### Information provided
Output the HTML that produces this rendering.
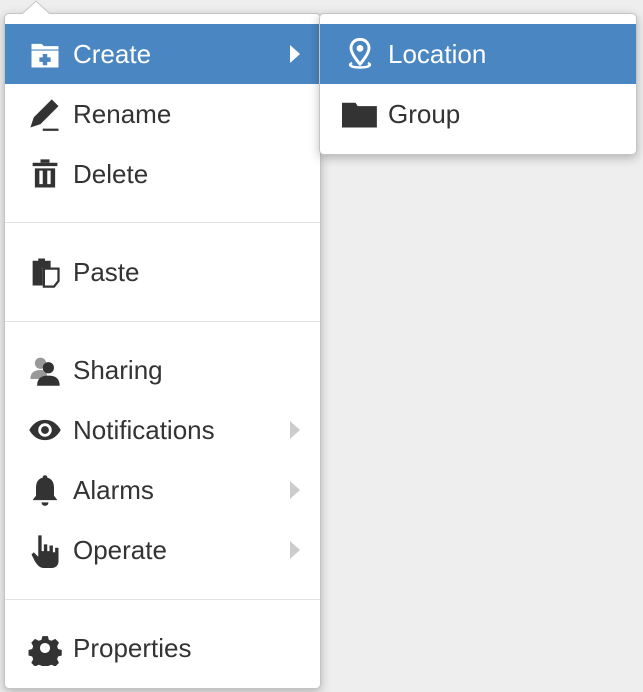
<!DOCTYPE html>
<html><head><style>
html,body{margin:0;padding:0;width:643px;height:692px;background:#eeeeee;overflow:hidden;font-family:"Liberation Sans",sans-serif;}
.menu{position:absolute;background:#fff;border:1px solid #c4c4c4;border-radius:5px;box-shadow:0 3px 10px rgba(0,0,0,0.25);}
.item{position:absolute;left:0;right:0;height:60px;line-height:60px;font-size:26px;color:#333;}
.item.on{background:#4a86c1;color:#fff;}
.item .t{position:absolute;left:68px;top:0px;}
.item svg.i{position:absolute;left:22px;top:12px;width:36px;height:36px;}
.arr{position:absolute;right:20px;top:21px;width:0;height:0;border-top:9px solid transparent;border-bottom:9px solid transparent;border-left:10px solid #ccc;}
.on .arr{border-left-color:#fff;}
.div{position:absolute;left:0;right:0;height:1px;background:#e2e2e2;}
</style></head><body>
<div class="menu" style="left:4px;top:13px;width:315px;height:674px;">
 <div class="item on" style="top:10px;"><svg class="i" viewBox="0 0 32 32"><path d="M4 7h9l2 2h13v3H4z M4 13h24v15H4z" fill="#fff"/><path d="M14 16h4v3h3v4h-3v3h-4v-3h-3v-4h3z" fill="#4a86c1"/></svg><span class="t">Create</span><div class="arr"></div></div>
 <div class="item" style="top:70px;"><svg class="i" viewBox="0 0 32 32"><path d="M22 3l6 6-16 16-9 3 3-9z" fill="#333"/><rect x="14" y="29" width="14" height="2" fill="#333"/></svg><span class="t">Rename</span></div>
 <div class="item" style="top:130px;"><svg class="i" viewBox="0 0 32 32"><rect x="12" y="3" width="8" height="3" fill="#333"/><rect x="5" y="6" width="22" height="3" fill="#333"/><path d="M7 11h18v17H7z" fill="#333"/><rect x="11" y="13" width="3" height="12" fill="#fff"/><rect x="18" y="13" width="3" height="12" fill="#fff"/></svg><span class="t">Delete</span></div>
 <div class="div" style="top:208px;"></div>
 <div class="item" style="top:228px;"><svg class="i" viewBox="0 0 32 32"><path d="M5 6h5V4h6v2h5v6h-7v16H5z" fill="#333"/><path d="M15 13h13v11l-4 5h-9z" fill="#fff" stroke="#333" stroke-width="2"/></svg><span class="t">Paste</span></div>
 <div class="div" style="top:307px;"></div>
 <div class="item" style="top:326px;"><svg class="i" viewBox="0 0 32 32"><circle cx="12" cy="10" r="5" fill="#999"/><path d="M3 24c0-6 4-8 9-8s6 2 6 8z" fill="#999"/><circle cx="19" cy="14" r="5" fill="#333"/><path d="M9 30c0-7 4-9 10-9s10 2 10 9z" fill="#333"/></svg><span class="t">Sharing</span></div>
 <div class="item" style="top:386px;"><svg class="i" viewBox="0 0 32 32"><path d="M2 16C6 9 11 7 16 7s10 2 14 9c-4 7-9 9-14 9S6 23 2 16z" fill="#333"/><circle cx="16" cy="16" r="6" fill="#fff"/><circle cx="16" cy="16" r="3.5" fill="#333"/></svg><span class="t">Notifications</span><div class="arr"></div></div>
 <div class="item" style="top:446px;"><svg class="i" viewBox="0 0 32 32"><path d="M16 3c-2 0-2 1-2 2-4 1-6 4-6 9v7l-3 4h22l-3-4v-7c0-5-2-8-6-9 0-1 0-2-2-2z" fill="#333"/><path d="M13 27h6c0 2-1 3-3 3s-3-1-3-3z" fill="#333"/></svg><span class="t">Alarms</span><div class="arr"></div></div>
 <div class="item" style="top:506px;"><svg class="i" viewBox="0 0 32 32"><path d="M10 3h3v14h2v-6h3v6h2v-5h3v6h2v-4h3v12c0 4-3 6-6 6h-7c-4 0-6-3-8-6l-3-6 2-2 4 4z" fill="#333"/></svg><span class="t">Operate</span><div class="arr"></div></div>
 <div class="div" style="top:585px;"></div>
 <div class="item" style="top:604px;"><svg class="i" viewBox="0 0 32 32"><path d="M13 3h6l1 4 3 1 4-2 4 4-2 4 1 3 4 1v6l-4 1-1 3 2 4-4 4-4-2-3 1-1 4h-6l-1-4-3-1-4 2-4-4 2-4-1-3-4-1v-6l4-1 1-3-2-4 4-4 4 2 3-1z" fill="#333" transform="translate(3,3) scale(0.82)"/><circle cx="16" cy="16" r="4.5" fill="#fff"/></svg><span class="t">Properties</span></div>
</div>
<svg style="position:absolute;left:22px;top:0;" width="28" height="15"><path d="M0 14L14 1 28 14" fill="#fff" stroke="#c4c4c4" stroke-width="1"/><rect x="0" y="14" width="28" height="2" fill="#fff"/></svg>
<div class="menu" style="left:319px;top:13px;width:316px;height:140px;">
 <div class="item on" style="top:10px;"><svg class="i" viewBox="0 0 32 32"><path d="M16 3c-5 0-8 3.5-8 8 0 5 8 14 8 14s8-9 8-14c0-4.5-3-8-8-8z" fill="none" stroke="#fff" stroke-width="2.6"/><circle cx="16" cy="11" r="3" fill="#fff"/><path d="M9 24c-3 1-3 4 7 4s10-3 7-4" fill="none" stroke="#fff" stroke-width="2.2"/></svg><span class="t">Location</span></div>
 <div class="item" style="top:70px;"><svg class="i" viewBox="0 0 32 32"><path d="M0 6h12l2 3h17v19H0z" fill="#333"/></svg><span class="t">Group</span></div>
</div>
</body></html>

* * *

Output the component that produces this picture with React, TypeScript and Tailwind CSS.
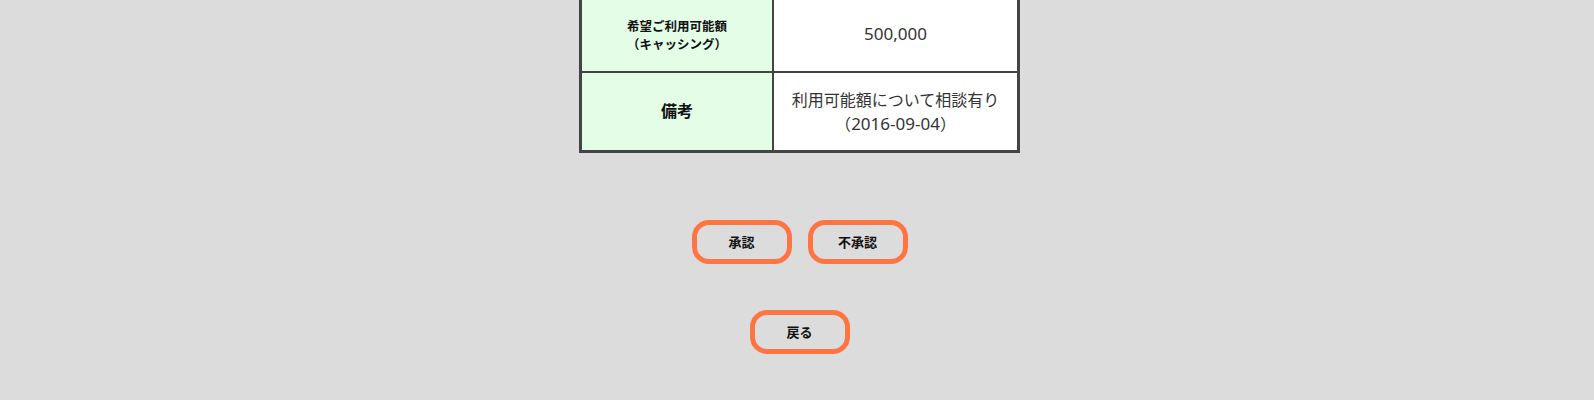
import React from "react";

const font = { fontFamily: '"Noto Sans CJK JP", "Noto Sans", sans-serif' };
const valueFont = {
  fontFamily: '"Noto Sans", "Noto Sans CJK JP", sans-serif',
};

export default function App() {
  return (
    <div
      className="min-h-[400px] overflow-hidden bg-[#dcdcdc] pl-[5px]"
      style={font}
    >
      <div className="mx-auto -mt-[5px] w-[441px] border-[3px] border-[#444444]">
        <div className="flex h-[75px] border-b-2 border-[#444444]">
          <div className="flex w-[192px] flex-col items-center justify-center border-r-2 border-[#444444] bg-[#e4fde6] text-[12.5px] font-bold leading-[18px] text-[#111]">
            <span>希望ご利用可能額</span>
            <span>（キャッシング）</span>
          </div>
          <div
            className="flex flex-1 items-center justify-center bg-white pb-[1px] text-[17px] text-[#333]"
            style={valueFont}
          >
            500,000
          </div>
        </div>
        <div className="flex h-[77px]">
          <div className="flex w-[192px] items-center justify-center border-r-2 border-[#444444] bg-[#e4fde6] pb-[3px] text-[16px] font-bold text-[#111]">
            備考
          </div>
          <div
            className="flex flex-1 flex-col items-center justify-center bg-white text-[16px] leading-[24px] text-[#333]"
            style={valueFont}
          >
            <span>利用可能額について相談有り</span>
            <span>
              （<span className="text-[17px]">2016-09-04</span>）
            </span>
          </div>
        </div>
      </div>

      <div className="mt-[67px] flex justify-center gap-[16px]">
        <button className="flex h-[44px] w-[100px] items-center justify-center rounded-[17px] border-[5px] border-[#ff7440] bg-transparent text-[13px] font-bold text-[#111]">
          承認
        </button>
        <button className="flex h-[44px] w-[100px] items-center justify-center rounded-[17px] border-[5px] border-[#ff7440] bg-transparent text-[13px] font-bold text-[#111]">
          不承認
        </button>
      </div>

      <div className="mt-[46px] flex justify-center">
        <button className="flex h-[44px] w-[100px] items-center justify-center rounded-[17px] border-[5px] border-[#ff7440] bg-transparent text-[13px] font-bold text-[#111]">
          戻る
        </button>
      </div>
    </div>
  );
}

* * *

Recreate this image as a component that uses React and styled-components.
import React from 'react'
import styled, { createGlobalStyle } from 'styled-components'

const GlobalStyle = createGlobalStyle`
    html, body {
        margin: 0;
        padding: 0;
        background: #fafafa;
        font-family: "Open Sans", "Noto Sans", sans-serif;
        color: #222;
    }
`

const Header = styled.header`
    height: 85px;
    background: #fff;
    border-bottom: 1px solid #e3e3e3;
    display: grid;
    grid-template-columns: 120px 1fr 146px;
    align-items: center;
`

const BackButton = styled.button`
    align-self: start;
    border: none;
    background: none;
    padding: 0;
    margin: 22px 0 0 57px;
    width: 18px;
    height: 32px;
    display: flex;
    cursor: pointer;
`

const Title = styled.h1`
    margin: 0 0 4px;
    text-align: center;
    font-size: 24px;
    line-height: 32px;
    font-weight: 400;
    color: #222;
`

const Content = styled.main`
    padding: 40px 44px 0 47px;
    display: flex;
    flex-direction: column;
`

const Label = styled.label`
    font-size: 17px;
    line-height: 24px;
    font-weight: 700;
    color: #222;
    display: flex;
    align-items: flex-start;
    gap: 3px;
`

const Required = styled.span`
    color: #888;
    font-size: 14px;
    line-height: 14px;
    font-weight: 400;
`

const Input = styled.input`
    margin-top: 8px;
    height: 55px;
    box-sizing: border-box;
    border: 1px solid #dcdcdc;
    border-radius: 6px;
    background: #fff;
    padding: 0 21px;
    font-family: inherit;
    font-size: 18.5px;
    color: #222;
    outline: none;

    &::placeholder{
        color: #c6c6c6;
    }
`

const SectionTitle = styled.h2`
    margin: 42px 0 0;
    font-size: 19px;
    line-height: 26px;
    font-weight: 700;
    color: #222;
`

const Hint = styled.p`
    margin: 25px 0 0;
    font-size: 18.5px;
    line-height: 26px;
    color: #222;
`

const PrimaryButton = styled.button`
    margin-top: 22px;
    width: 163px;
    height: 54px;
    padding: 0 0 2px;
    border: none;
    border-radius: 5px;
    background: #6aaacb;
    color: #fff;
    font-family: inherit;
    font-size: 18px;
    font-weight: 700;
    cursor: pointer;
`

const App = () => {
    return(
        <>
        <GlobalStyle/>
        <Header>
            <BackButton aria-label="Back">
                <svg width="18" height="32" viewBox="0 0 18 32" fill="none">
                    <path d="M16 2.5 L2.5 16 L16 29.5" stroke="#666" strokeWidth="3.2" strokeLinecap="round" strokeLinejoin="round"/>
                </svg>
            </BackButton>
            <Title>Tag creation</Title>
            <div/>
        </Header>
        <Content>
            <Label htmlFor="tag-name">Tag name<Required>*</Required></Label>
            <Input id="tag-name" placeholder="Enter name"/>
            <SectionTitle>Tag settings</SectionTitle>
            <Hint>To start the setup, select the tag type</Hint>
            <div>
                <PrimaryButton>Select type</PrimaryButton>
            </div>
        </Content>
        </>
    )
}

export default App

### Aim of the exercise
Write out every line from the entries where "Output" appears.

### Written reply
Output the HTML that produces this rendering.
Output the component that produces this picture with React, TypeScript and Tailwind CSS.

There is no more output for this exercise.